What you will do
Exactly reproduce the lines that follow.

Information shown
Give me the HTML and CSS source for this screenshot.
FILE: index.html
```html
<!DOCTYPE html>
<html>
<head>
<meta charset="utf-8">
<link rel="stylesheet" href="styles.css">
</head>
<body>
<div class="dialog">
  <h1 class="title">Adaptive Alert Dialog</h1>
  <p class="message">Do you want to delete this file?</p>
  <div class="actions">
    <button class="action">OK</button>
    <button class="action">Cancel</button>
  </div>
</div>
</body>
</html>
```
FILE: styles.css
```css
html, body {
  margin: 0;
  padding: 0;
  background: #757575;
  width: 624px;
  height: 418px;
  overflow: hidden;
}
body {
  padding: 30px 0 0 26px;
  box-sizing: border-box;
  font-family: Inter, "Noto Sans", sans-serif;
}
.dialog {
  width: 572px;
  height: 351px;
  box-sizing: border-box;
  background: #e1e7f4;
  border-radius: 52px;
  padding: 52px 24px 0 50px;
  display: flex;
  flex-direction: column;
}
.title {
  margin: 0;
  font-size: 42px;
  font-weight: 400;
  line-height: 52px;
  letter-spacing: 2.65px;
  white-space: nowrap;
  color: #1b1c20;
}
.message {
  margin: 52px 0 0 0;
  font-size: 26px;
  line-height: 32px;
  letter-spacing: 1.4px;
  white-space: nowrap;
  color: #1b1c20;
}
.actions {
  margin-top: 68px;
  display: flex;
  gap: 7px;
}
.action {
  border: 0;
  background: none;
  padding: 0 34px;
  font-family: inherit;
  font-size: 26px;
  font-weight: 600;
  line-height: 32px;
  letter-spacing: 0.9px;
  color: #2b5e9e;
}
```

Task answer
Give me the HTML and CSS source for this screenshot.
FILE: index.html
```html
<!DOCTYPE html>
<html>
<head>
<meta charset="utf-8">
<link rel="stylesheet" href="styles.css">
</head>
<body>
<div class="dialog">
  <h1 class="title">Adaptive Alert Dialog</h1>
  <p class="message">Do you want to delete this file?</p>
  <div class="actions">
    <button class="action">OK</button>
    <button class="action">Cancel</button>
  </div>
</div>
</body>
</html>
```
FILE: styles.css
```css
html, body {
  margin: 0;
  padding: 0;
  background: #757575;
  width: 624px;
  height: 418px;
  overflow: hidden;
}
body {
  padding: 30px 0 0 26px;
  box-sizing: border-box;
  font-family: Inter, "Noto Sans", sans-serif;
}
.dialog {
  width: 572px;
  height: 351px;
  box-sizing: border-box;
  background: #e1e7f4;
  border-radius: 52px;
  padding: 52px 24px 0 50px;
  display: flex;
  flex-direction: column;
}
.title {
  margin: 0;
  font-size: 42px;
  font-weight: 400;
  line-height: 52px;
  letter-spacing: 2.65px;
  white-space: nowrap;
  color: #1b1c20;
}
.message {
  margin: 52px 0 0 0;
  font-size: 26px;
  line-height: 32px;
  letter-spacing: 1.4px;
  white-space: nowrap;
  color: #1b1c20;
}
.actions {
  margin-top: 68px;
  display: flex;
  gap: 7px;
}
.action {
  border: 0;
  background: none;
  padding: 0 34px;
  font-family: inherit;
  font-size: 26px;
  font-weight: 600;
  line-height: 32px;
  letter-spacing: 0.9px;
  color: #2b5e9e;
}
```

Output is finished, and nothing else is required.